Appeal from a judgment of the County Court of Broome County (Smith, J.), rendered December 17, 2003, convicting defendant upon his plea of guilty of the crime of promoting prison contraband in the first degree.
Defendant, an inmate, pleaded guilty to the crime of promoting prison contraband in the first degree in satisfaction of a two-count indictment arising from his unlawful possession of marihuana while he was incarcerated. Pursuant to a negotiated plea agreement, sentencing was adjourned to allow him to participate in an in-patient substance abuse program, the completion of which would permit him to withdraw the guilty plea and result in the dismissal of the indictment. The People recommended that defendant be sentenced to 2 to 4 years in prison in the event of his failure to complete the program. County Court determined that such failure could result in a prison term of between 3Va to 7 years. Following defendant’s discharge from the program due to his failure to abide by its requirements, he was sentenced, as a second felony offender, to a prison term of 2 to 4 years. He appeals and we affirm.
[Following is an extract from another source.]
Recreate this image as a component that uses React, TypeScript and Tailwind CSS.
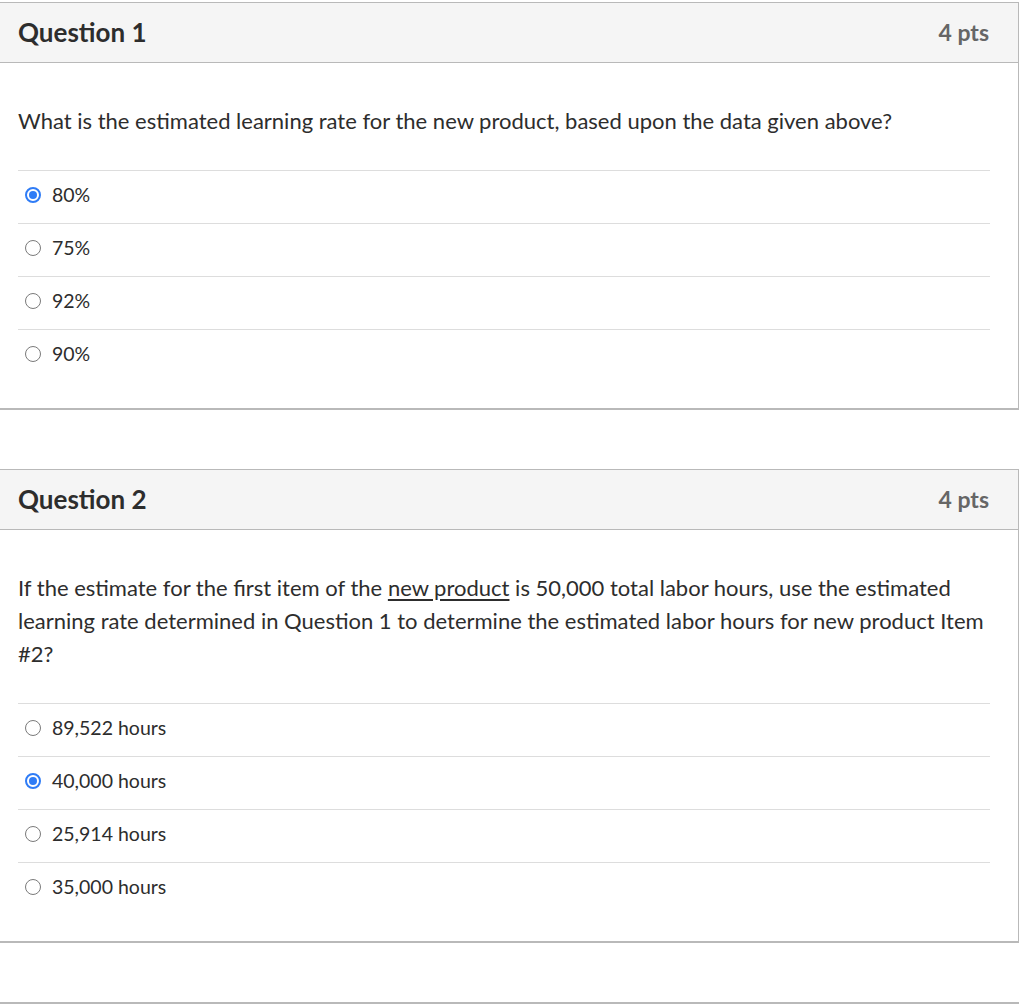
import React from 'react';

type Answer = { label: string; checked?: boolean };

function Radio({ checked }: { checked?: boolean }) {
  if (checked) {
    return (
      <span className="flex h-[16px] w-[16px] items-center justify-center rounded-full border-[2px] border-[#2f7cf6] bg-white">
        <span className="h-[8px] w-[8px] rounded-full bg-[#2f7cf6]" />
      </span>
    );
  }
  return <span className="h-[16px] w-[16px] rounded-full border border-[#7a7a7a] bg-white" />;
}

function QuestionCard({
  title,
  points,
  children,
  answers,
}: {
  title: string;
  points: string;
  children: React.ReactNode;
  answers: Answer[];
}) {
  return (
    <div className="w-[1019px] border border-l-0 border-[#b9b9b9] border-b-2 bg-white">
      <div className="flex h-[60px] items-center justify-between border-b border-[#b9b9b9] bg-[#f5f5f5] pl-[18px] pr-[29px]">
        <h2 className="text-[26px] font-bold text-[#2d2d2d]">{title}</h2>
        <span className="text-[23px] font-bold text-[#666666]">{points}</span>
      </div>
      <div className="pl-[18px] pr-[28px] pt-[41px] pb-[26px]">
        <div className="text-[22px] leading-[33px] text-[#2d2d2d]">{children}</div>
        <div className="mt-[33px]">
          {answers.map((a) => (
            <div key={a.label} className="flex h-[53px] items-center border-t border-[#dddddd] pb-[4px] pl-[7px]">
              <span className="flex w-[27px] items-center">
                <Radio checked={a.checked} />
              </span>
              <span className="text-[19.5px] text-[#2d2d2d]">{a.label}</span>
            </div>
          ))}
        </div>
      </div>
    </div>
  );
}

export default function App() {
  return (
    <div className="min-h-screen bg-white pt-[2px]" style={{ fontFamily: 'Lato, "Open Sans", sans-serif' }}>
      <div className="flex flex-col gap-[59px]">
        <QuestionCard
          title="Question 1"
          points="4 pts"
          answers={[{ label: '80%', checked: true }, { label: '75%' }, { label: '92%' }, { label: '90%' }]}
        >
          What is the estimated learning rate for the new product, based upon the data given above?
        </QuestionCard>

        <QuestionCard
          title="Question 2"
          points="4 pts"
          answers={[
            { label: '89,522 hours' },
            { label: '40,000 hours', checked: true },
            { label: '25,914 hours' },
            { label: '35,000 hours' },
          ]}
        >
          If the estimate for the first item of the <span className="underline underline-offset-[3px]">new product</span> is 50,000 total labor hours, use the estimated
          <br />
          learning rate determined in Question 1 to determine the estimated labor hours for new product Item
          <br />
          #2?
        </QuestionCard>

        <div className="h-[40px] w-[1019px] border-t-2 border-r border-[#b9b9b9]" />
      </div>
    </div>
  );
}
Defendant’s challenge to the voluntariness of his plea is not preserved for our review given his failure to move to withdraw the plea or vacate the judgment of conviction (see People v Lee, 272 AD2d 785, 785 [2000], lv denied 95 NY2d 867 [2000]; People v Ramirez, 272 AD2d 779, 779 [2000], lv denied 95 NY2d 907 [2000]; People v Santos, 247 AD2d 651, 651 [1998], lv denied 92 NY2d 905 [1998]). Although defendant initially noted that he felt pressure to plead guilty, the plea colloquy as a whole does not “cast[ ] significant doubt upon [his] guilt or otherwise call[ ] into question the voluntariness of the plea” so as to invoke the narrow exception to the preservation requirement (People v Lopez, 71 NY2d 662, 666 [1988]). Following defendant’s statement, County Court made a further inquiry to ensure that defendant’s plea was knowingly and voluntarily entered, and defendant’s failure to dispute the court’s remedial action constituted a waiver of any challenge to his allocution (see id. at 668; People v Rich, 10 AD3d 739, 740 [2004]; People v Kemp, 288 AD2d 635, 636 [2001]; People v Moore, 270 AD2d 715, 716 *782[2000], lv denied 95 NY2d 800 [2000]). In any event, were we to consider defendant’s claim, we would find it to be without merit.
We are also unpersuaded by defendant’s contention that his sentence is harsh and excessive. Although defendant, as a second felony offender, could have received a lengthier sentence due to his failure to complete the treatment program (see Penal Law § 70.06 [3] [d]; [4] [b]), County Court imposed a lesser sentence in accordance with the People’s recommendation. Given defendant’s criminal history and his failure to adequately address his substance abuse problem as required by the negotiated plea agreement, we discern no abuse of discretion or extraordinary circumstances to warrant a reduction in the sentence (see People v Santiago, 6 AD3d 979, 979 [2004]; People v Biggs, 268 AD2d 800, 800 [2000]; People v Bell, 255 AD2d 836, 836 [1998], lv denied 93 NY2d 966 [1999]).
Cardona, P.J., Carpinello, Mugglin and Lahtinen, JJ., concur. Ordered that the judgment is affirmed.